Your task —
Copy nothing but the text: reproduce each line of the listing exactly and leave the pictures out.

Data —
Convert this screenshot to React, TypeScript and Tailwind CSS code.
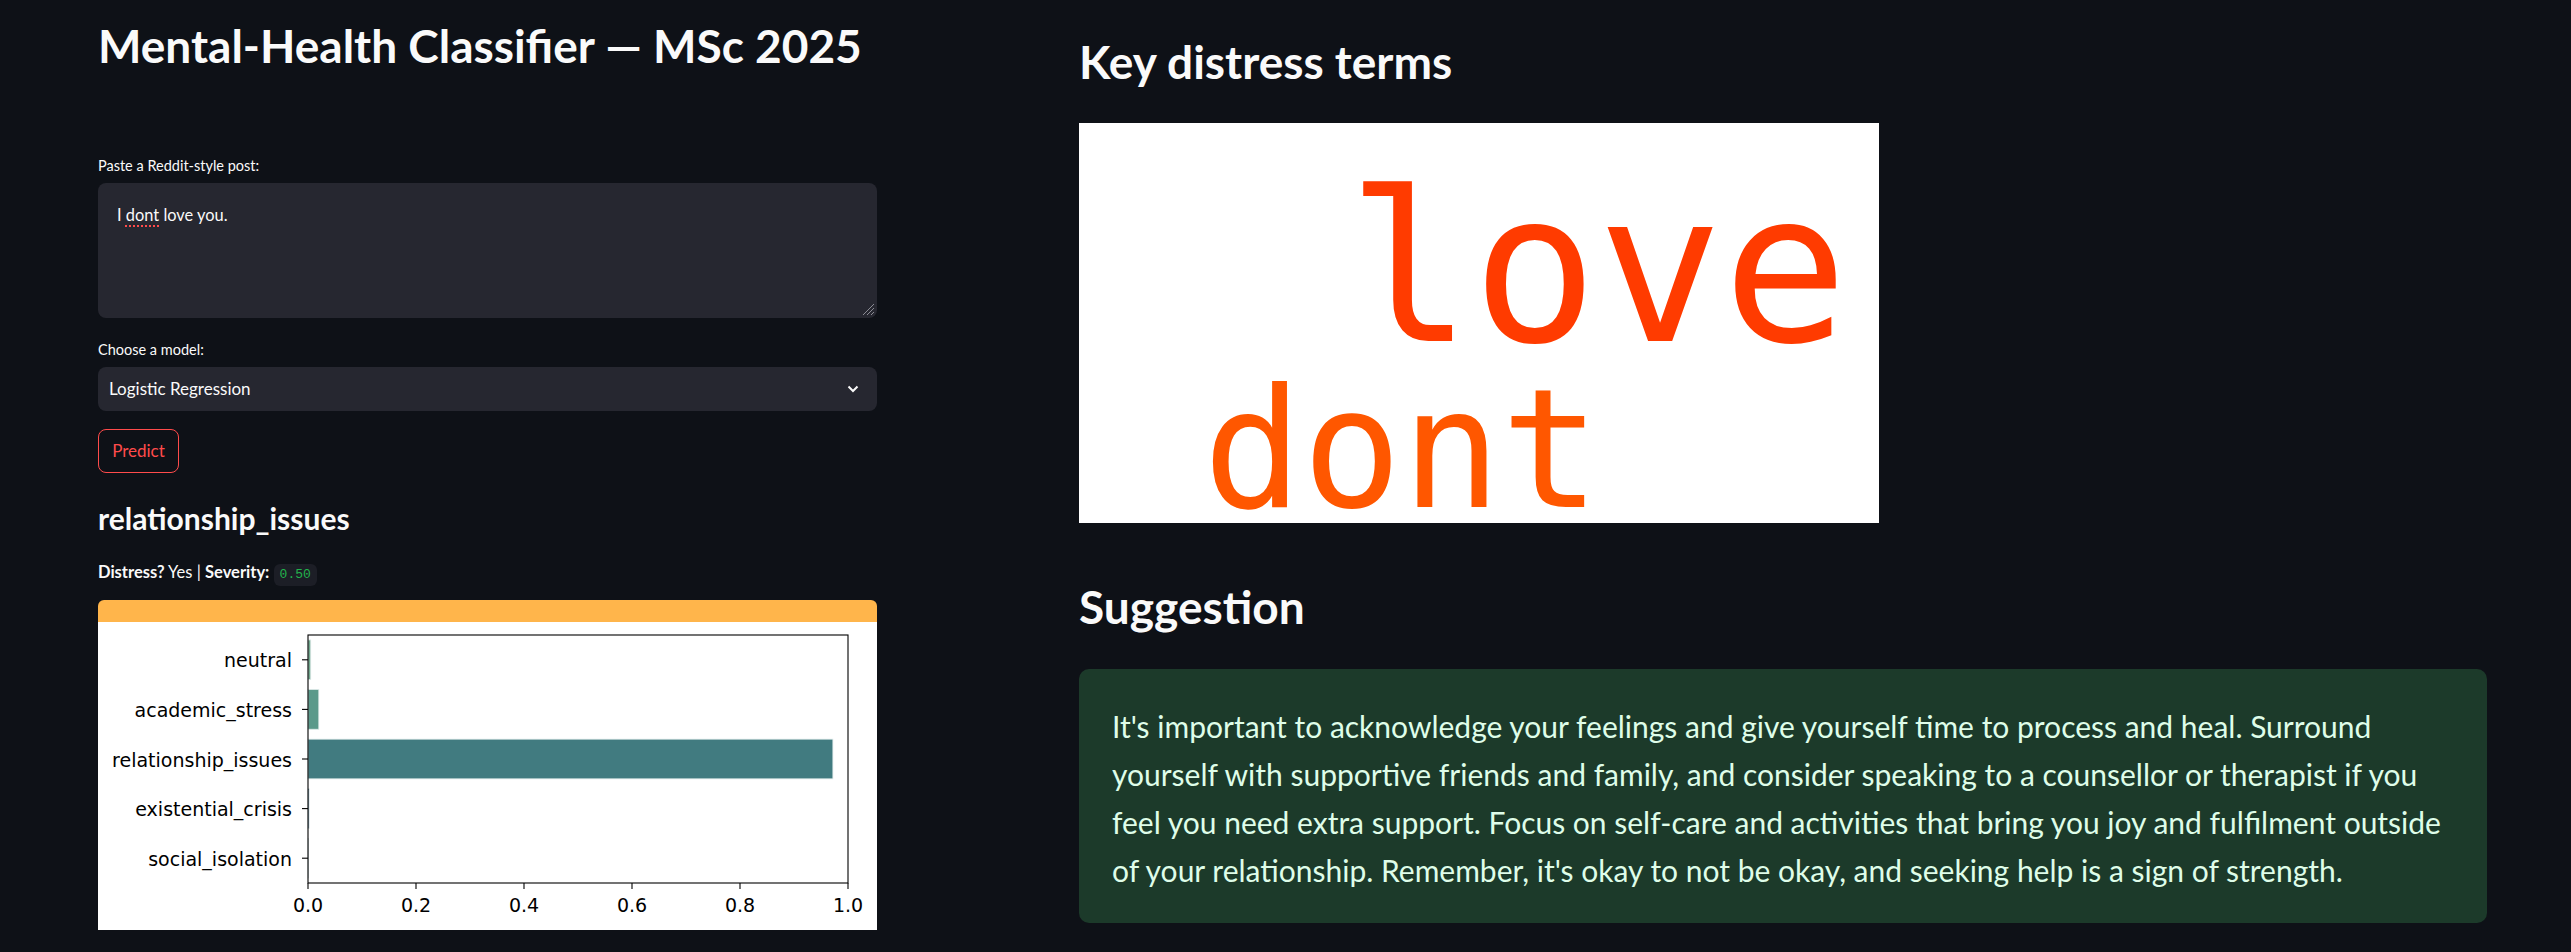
const scores = [
  { label: "neutral", value: 0.005, color: "#70a78c" },
  { label: "academic_stress", value: 0.02, color: "#5a998a" },
  { label: "relationship_issues", value: 0.972, color: "#417b80" },
  { label: "existential_crisis", value: 0.002, color: "#2f5f7c" },
  { label: "social_isolation", value: 0.0005, color: "#2c4475" },
];

function ScoreChart() {
  const x0 = 210;
  const x1 = 750;
  const y0 = 13;
  const y1 = 261;
  const step = (y1 - y0) / scores.length;
  const ticks = [0, 0.2, 0.4, 0.6, 0.8, 1.0];
  return (
    <svg width="779" height="308" className="block bg-white">
      {scores.map((s, i) => {
        const cy = y0 + step * (i + 0.5);
        return (
          <g key={s.label}>
            <rect
              x={x0}
              y={cy - step * 0.4}
              width={(x1 - x0) * s.value}
              height={step * 0.8}
              fill={s.color}
              stroke="#dde9e8"
              strokeWidth="0.8"
            />
            <line x1={x0 - 6} x2={x0} y1={cy} y2={cy} stroke="#000" strokeWidth="1.1" />
            <text x={x0 - 16} y={cy + 7.5} textAnchor="end" fontSize="19" fontFamily="DejaVu Sans" fill="#000">
              {s.label}
            </text>
          </g>
        );
      })}
      <rect x={x0} y={y0} width={x1 - x0} height={y1 - y0} fill="none" stroke="#000" strokeWidth="1.1" />
      {ticks.map((t) => {
        const x = x0 + (x1 - x0) * t;
        return (
          <g key={t}>
            <line x1={x} x2={x} y1={y1} y2={y1 + 6} stroke="#000" strokeWidth="1.1" />
            <text x={x} y={290} textAnchor="middle" fontSize="19" fontFamily="DejaVu Sans" fill="#000">
              {t.toFixed(1)}
            </text>
          </g>
        );
      })}
    </svg>
  );
}

function WordCloud() {
  return (
    <svg width="800" height="400" className="block bg-white">
      <text x="268" y="218" fontSize="208" fontFamily="DejaVu Sans Mono" fill="#ff3b00">
        love
      </text>
      <text x="124" y="384" fontSize="165" fontFamily="DejaVu Sans Mono" fill="#ff5700">
        dont
      </text>
    </svg>
  );
}

export default function App() {
  return (
    <div className="min-h-screen bg-[#0e1117] font-[family-name:Lato,sans-serif] text-[#fafafa]">
      <div className="flex pl-[98px]">
        <div className="w-[779px] shrink-0">
          <h1 className="mt-[18px] text-[46px] font-bold leading-[1.2]">Mental-Health Classifier — MSc 2025</h1>

          <p className="mt-[84px] text-[14.5px] leading-[17px]">Paste a Reddit-style post:</p>
          <div className="relative mt-[9px] h-[135px] rounded-lg bg-[#262730] px-[19px] pt-[22px] text-[16.4px] leading-[20px]">
            I{" "}
            <span className="underline decoration-[#ff4b4b] decoration-dotted decoration-2 underline-offset-[4px]">
              dont
            </span>{" "}
            love you.
            <svg width="14" height="14" viewBox="0 0 14 14" className="absolute bottom-[2px] right-[2px]">
              <path d="M13 2L2 13M13 6L6 13M13 10L10 13" stroke="#8b8c94" strokeWidth="1" />
            </svg>
          </div>

          <p className="mt-[23px] text-[14.5px] leading-[17px]">Choose a model:</p>
          <div className="mt-[9px] flex h-[44px] items-center justify-between rounded-lg bg-[#262730] pl-[11px] pr-[18px] text-[17px]">
            <span>Logistic Regression</span>
            <svg width="12" height="8" viewBox="0 0 12 8">
              <path d="M1.5 1.5L6 6L10.5 1.5" fill="none" stroke="#fafafa" strokeWidth="2" />
            </svg>
          </div>

          <button className="mt-[18px] block h-[44px] w-[81px] rounded-lg border border-[#ff4b4b] text-[17px] text-[#ff4b4b]">
            Predict
          </button>

          <h3 className="mt-[27px] text-[30px] font-bold leading-[1.2]">relationship_issues</h3>
          <div className="mt-[25px] h-[22px] text-[16.5px] leading-[22px]">
            <b>Distress?</b> Yes | <b>Severity:</b>{" "}
            <code className="inline-block rounded-md bg-[#1c1e26] px-[6px] py-[3px] font-[family-name:Liberation_Mono,monospace] text-[13px] leading-[16px] text-[#22b24c]">
              0.50
            </code>
          </div>

          <div className="mt-[17px] h-[22px] rounded-t-md bg-[#ffb54b]" />
          <ScoreChart />
        </div>

        <div className="ml-[202px] w-[1408px] shrink-0">
          <h2 className="mt-[34px] text-[46px] font-bold leading-[1.2]">Key distress terms</h2>
          <div className="mt-[34px]">
            <WordCloud />
          </div>
          <h2 className="mt-[56px] text-[46px] font-bold leading-[1.2]">Suggestion</h2>
          <div className="mt-[35px] rounded-[10px] bg-[#1c3a2a] px-[33px] pb-[29px] pt-[33px] text-[30px] leading-[48px] text-[#dffde9]">
            It's important to acknowledge your feelings and give yourself time to process and heal. Surround
            <br />
            yourself with supportive friends and family, and consider speaking to a counsellor or therapist if you
            <br />
            feel you need extra support. Focus on self-care and activities that bring you joy and fulfilment outside
            <br />
            of your relationship. Remember, it's okay to not be okay, and seeking help is a sign of strength.
          </div>
        </div>
      </div>
    </div>
  );
}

Answer for the task —
Convert this screenshot to React, TypeScript and Tailwind CSS code.
const scores = [
  { label: "neutral", value: 0.005, color: "#70a78c" },
  { label: "academic_stress", value: 0.02, color: "#5a998a" },
  { label: "relationship_issues", value: 0.972, color: "#417b80" },
  { label: "existential_crisis", value: 0.002, color: "#2f5f7c" },
  { label: "social_isolation", value: 0.0005, color: "#2c4475" },
];

function ScoreChart() {
  const x0 = 210;
  const x1 = 750;
  const y0 = 13;
  const y1 = 261;
  const step = (y1 - y0) / scores.length;
  const ticks = [0, 0.2, 0.4, 0.6, 0.8, 1.0];
  return (
    <svg width="779" height="308" className="block bg-white">
      {scores.map((s, i) => {
        const cy = y0 + step * (i + 0.5);
        return (
          <g key={s.label}>
            <rect
              x={x0}
              y={cy - step * 0.4}
              width={(x1 - x0) * s.value}
              height={step * 0.8}
              fill={s.color}
              stroke="#dde9e8"
              strokeWidth="0.8"
            />
            <line x1={x0 - 6} x2={x0} y1={cy} y2={cy} stroke="#000" strokeWidth="1.1" />
            <text x={x0 - 16} y={cy + 7.5} textAnchor="end" fontSize="19" fontFamily="DejaVu Sans" fill="#000">
              {s.label}
            </text>
          </g>
        );
      })}
      <rect x={x0} y={y0} width={x1 - x0} height={y1 - y0} fill="none" stroke="#000" strokeWidth="1.1" />
      {ticks.map((t) => {
        const x = x0 + (x1 - x0) * t;
        return (
          <g key={t}>
            <line x1={x} x2={x} y1={y1} y2={y1 + 6} stroke="#000" strokeWidth="1.1" />
            <text x={x} y={290} textAnchor="middle" fontSize="19" fontFamily="DejaVu Sans" fill="#000">
              {t.toFixed(1)}
            </text>
          </g>
        );
      })}
    </svg>
  );
}

function WordCloud() {
  return (
    <svg width="800" height="400" className="block bg-white">
      <text x="268" y="218" fontSize="208" fontFamily="DejaVu Sans Mono" fill="#ff3b00">
        love
      </text>
      <text x="124" y="384" fontSize="165" fontFamily="DejaVu Sans Mono" fill="#ff5700">
        dont
      </text>
    </svg>
  );
}

export default function App() {
  return (
    <div className="min-h-screen bg-[#0e1117] font-[family-name:Lato,sans-serif] text-[#fafafa]">
      <div className="flex pl-[98px]">
        <div className="w-[779px] shrink-0">
          <h1 className="mt-[18px] text-[46px] font-bold leading-[1.2]">Mental-Health Classifier — MSc 2025</h1>

          <p className="mt-[84px] text-[14.5px] leading-[17px]">Paste a Reddit-style post:</p>
          <div className="relative mt-[9px] h-[135px] rounded-lg bg-[#262730] px-[19px] pt-[22px] text-[16.4px] leading-[20px]">
            I{" "}
            <span className="underline decoration-[#ff4b4b] decoration-dotted decoration-2 underline-offset-[4px]">
              dont
            </span>{" "}
            love you.
            <svg width="14" height="14" viewBox="0 0 14 14" className="absolute bottom-[2px] right-[2px]">
              <path d="M13 2L2 13M13 6L6 13M13 10L10 13" stroke="#8b8c94" strokeWidth="1" />
            </svg>
          </div>

          <p className="mt-[23px] text-[14.5px] leading-[17px]">Choose a model:</p>
          <div className="mt-[9px] flex h-[44px] items-center justify-between rounded-lg bg-[#262730] pl-[11px] pr-[18px] text-[17px]">
            <span>Logistic Regression</span>
            <svg width="12" height="8" viewBox="0 0 12 8">
              <path d="M1.5 1.5L6 6L10.5 1.5" fill="none" stroke="#fafafa" strokeWidth="2" />
            </svg>
          </div>

          <button className="mt-[18px] block h-[44px] w-[81px] rounded-lg border border-[#ff4b4b] text-[17px] text-[#ff4b4b]">
            Predict
          </button>

          <h3 className="mt-[27px] text-[30px] font-bold leading-[1.2]">relationship_issues</h3>
          <div className="mt-[25px] h-[22px] text-[16.5px] leading-[22px]">
            <b>Distress?</b> Yes | <b>Severity:</b>{" "}
            <code className="inline-block rounded-md bg-[#1c1e26] px-[6px] py-[3px] font-[family-name:Liberation_Mono,monospace] text-[13px] leading-[16px] text-[#22b24c]">
              0.50
            </code>
          </div>

          <div className="mt-[17px] h-[22px] rounded-t-md bg-[#ffb54b]" />
          <ScoreChart />
        </div>

        <div className="ml-[202px] w-[1408px] shrink-0">
          <h2 className="mt-[34px] text-[46px] font-bold leading-[1.2]">Key distress terms</h2>
          <div className="mt-[34px]">
            <WordCloud />
          </div>
          <h2 className="mt-[56px] text-[46px] font-bold leading-[1.2]">Suggestion</h2>
          <div className="mt-[35px] rounded-[10px] bg-[#1c3a2a] px-[33px] pb-[29px] pt-[33px] text-[30px] leading-[48px] text-[#dffde9]">
            It's important to acknowledge your feelings and give yourself time to process and heal. Surround
            <br />
            yourself with supportive friends and family, and consider speaking to a counsellor or therapist if you
            <br />
            feel you need extra support. Focus on self-care and activities that bring you joy and fulfilment outside
            <br />
            of your relationship. Remember, it's okay to not be okay, and seeking help is a sign of strength.
          </div>
        </div>
      </div>
    </div>
  );
}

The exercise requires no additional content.